I recently caught up with BIQ's Eric Strovink on a topic unrelated to invoice analysis and spend visibility, yet somehow our attention turned in that direction. The discussion, which I was not planning on writing about, ended up sticking in my mind almost immediately as a topic that I don't cover enough, and that you probably won't read much about elsewhere: the value of using spend analysis capabilities to explore demand management cost reduction opportunities, which might come, ironically, thanks to good sourcing and contracting -- not to mention eProcurement tools -- in the first place, which can lead to increased demand. Eric suggested that one thing that organizations (even the ones with more sophisticated sourcing groups and excellent rate cards) encounter is the opportunity to play "demand whack a mole" if they have access to the right data.
Consider the following situation: imagine you've got a vendor whose PO or non-PO orders/invoices keep increasing throughout a company (e.g., catering, MRO, etc.) even if the contracted price is well negotiated, potentially even dropping with additional volume. Yet, the bottom line, despite the well-negotiated rate card, is that you're spending more with a supplier in an area of overhead that is not necessarily contributing to the business in a material way. With access to this information, it's possible to do a number of things, including going to the supplier and letting them know that no invoices will be authorized or paid unless approved by a manager overseeing the vendor relationship. That way, your supplier becomes the party tasked with reducing demand on your behalf by telling the requisitioner of the added step in the process (which is likely to eliminate a material percentage of orders).

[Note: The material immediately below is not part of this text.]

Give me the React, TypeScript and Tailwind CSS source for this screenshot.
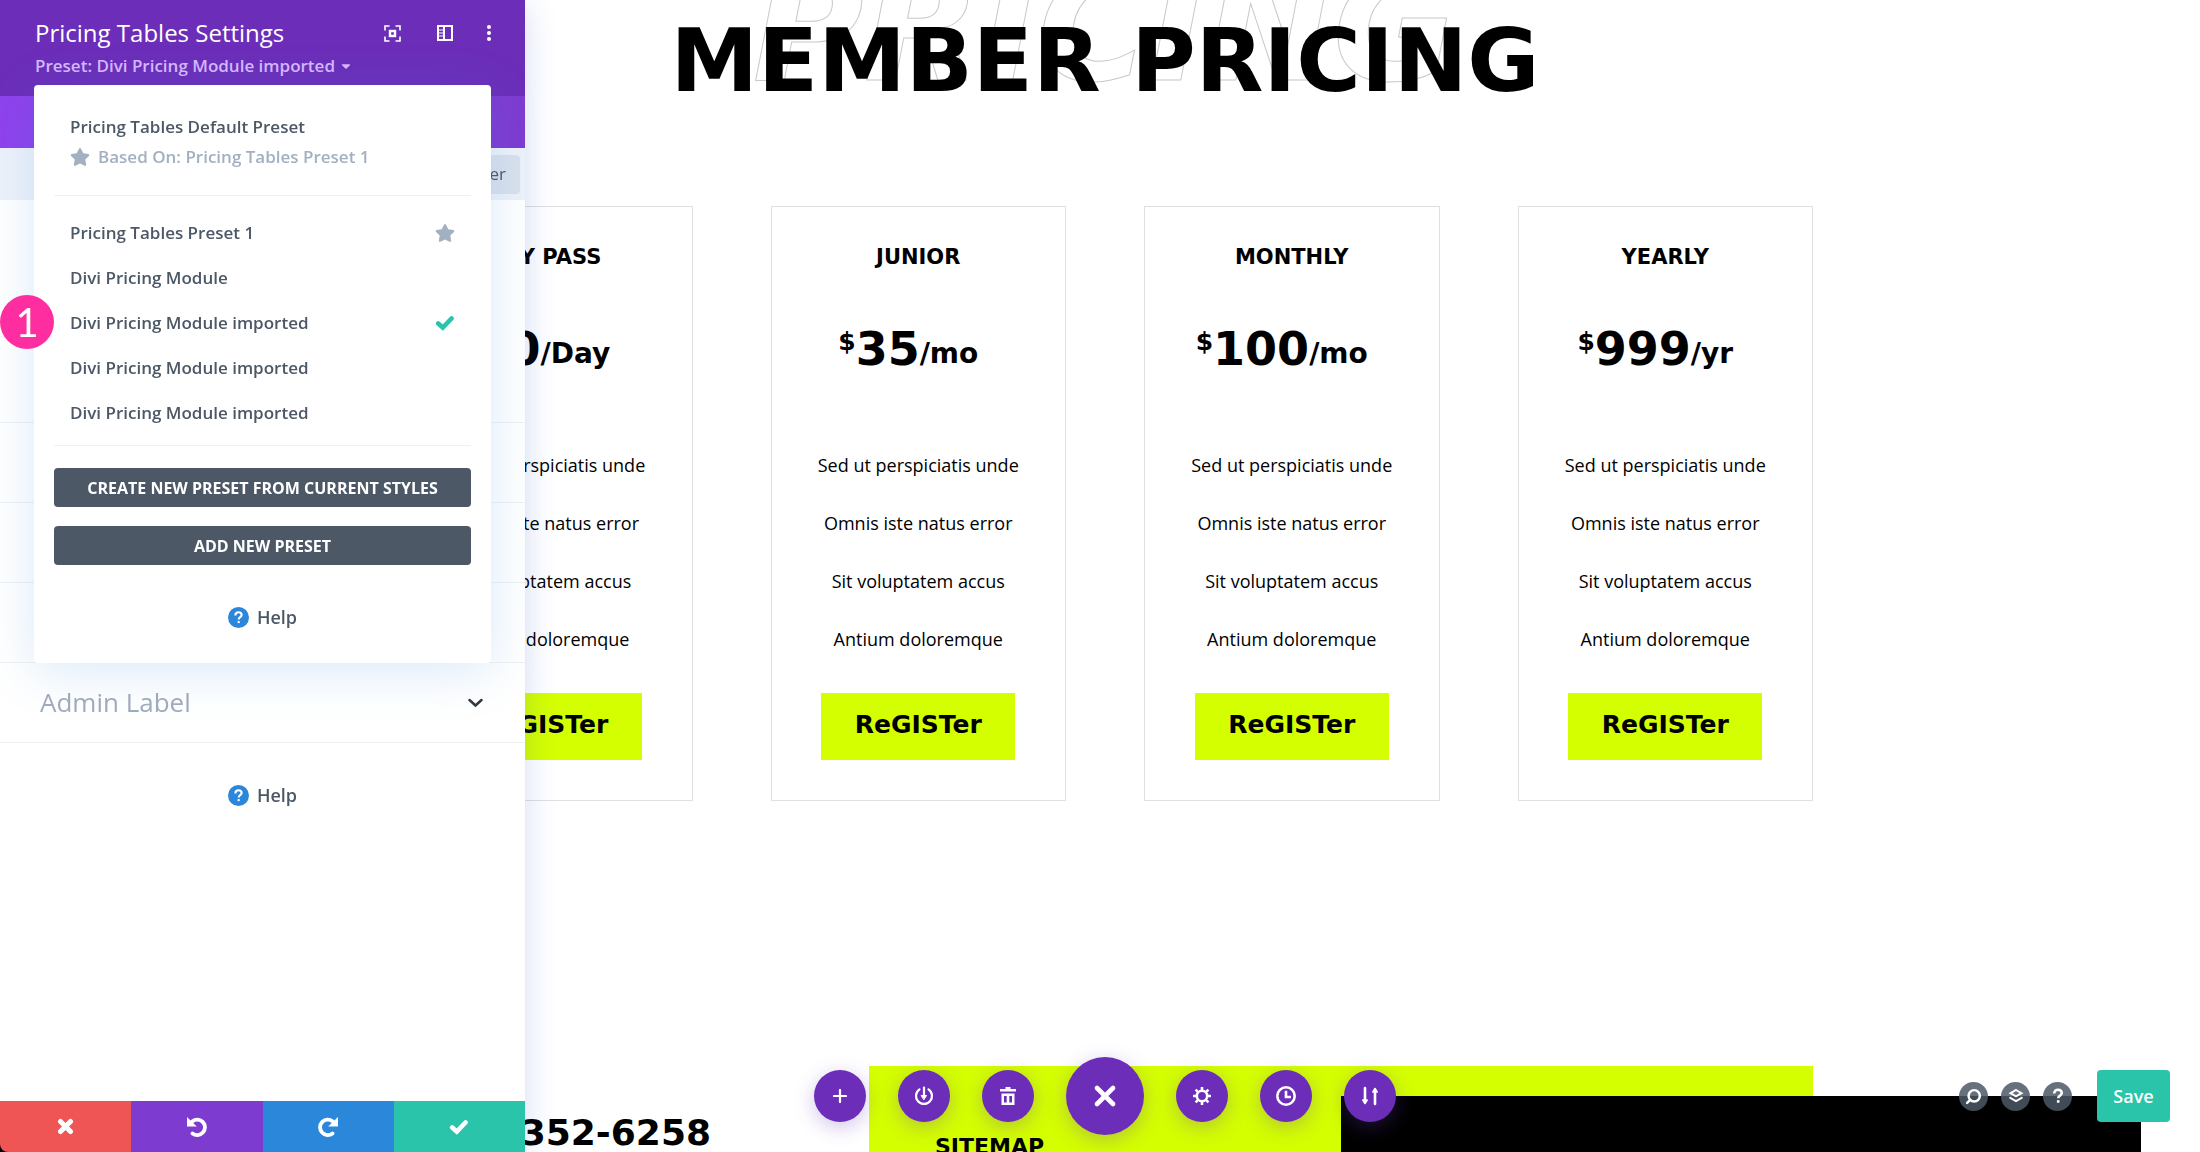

Increased demand thanks to easy access to suppliers, contracts, procurement tools can happen across a range of categories. It can happen in warehouse temporary labor, for example. Again, in this situation, you might have a new rate card -- even a well-benchmarked rate card that offers among the most attractive rates in the market -- but if it's easier for folks in the organization to place orders and there are not proper controls in place, you can actually see spending increase. The same is true of industrial MRO as well, especially if an eProcurment system is in place that is not backed up by the right workflows and controls (e.g., if someone knows that purchases < $100 or below another threshold are not scrutinized, then watch out. In certain cases, Eric suggested that people sometimes think they're doing the right things in ordering a larger quantity of an item (e.g. industrial solvent) to save money. But often times, they might not have the knowledge -- or have checked to see if the information was available to them -- that the price of a 3-pack or 5-pack was identical on a unit cost basis.